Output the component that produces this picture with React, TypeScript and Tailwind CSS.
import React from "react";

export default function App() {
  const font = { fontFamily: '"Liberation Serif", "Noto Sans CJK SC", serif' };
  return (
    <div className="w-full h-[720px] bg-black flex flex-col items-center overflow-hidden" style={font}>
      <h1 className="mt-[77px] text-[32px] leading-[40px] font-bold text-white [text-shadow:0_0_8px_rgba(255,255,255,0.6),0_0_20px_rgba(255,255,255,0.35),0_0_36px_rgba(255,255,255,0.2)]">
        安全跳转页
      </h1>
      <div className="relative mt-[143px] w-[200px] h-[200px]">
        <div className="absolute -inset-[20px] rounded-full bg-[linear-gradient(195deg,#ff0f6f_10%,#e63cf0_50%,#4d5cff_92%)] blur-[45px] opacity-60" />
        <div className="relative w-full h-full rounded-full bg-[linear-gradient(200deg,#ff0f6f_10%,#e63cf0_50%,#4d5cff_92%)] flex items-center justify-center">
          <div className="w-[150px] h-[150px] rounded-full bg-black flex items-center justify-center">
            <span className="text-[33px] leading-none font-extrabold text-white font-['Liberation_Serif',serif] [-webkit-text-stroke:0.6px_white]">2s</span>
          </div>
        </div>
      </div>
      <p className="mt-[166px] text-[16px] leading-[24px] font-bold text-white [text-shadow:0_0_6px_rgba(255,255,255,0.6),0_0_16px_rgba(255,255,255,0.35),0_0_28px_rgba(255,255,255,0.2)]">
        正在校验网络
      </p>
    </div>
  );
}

##############################

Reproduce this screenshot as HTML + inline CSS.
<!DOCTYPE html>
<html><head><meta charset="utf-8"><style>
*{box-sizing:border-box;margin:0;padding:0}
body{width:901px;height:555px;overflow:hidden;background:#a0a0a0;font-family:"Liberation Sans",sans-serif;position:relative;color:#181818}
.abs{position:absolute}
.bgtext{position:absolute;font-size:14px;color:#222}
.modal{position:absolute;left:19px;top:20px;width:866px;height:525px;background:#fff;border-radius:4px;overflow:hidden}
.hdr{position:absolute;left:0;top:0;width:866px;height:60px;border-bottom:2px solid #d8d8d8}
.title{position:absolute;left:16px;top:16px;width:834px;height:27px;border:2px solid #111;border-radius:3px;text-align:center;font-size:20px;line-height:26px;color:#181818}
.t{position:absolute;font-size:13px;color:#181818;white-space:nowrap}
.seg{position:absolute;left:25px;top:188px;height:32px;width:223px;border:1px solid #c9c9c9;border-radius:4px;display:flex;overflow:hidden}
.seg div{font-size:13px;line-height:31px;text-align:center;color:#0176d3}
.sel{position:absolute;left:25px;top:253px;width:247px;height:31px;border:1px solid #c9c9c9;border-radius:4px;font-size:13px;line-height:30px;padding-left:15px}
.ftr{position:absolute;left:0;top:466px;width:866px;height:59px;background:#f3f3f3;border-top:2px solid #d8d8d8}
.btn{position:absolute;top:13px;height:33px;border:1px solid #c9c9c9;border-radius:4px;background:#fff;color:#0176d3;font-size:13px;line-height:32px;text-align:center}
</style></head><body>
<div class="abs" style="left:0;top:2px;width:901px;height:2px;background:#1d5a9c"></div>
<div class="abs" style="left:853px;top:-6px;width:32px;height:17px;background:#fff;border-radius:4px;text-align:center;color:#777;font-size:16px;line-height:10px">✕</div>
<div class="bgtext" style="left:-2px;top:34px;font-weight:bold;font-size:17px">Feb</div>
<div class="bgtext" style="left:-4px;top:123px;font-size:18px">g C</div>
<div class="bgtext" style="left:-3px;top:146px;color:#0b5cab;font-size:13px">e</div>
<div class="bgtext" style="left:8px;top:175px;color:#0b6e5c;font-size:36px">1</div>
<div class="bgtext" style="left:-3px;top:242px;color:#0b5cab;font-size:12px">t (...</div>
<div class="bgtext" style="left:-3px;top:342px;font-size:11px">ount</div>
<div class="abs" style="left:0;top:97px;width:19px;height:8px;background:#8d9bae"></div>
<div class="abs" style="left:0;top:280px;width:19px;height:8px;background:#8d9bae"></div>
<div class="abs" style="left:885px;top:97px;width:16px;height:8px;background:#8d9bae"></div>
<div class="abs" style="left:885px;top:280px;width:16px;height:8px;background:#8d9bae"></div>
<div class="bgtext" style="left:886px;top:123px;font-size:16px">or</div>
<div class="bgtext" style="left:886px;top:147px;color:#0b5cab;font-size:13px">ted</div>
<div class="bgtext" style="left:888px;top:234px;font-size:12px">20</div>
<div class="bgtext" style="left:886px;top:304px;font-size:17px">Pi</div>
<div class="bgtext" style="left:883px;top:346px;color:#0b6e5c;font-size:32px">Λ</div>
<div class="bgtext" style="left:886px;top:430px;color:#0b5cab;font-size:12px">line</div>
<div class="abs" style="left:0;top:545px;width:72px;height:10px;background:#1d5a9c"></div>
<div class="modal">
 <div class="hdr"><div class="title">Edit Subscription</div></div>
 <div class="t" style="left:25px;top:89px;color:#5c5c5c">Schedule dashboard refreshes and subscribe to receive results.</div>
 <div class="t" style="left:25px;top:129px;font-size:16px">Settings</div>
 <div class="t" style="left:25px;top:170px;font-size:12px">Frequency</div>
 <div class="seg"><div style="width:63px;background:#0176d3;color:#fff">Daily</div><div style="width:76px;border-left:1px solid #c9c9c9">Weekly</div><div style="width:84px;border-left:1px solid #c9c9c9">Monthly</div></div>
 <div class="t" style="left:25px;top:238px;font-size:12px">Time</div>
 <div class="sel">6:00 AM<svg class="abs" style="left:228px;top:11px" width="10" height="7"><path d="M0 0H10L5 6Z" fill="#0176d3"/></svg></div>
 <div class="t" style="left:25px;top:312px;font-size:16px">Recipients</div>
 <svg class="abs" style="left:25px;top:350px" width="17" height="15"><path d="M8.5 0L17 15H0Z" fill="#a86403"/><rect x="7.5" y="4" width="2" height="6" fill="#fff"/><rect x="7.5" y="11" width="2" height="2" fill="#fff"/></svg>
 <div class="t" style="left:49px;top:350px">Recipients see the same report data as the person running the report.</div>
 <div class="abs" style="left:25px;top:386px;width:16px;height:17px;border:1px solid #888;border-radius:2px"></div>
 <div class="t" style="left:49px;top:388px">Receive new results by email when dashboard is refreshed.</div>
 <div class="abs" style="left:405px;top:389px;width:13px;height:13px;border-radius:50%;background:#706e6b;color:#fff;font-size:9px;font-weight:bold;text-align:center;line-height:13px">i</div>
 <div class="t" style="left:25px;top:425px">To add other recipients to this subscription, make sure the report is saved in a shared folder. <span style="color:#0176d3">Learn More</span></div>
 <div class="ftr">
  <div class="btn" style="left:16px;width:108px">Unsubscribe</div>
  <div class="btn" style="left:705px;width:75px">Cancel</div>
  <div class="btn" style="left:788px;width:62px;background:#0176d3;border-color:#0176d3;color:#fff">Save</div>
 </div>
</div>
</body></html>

##############################

* What the task requires *
Give again only the lines from the one bearing "Output the component" through the one bearing "import React from", exactly as they stand.

* Final answer *
Output the component that produces this picture with React, TypeScript and Tailwind CSS.
import React from "react";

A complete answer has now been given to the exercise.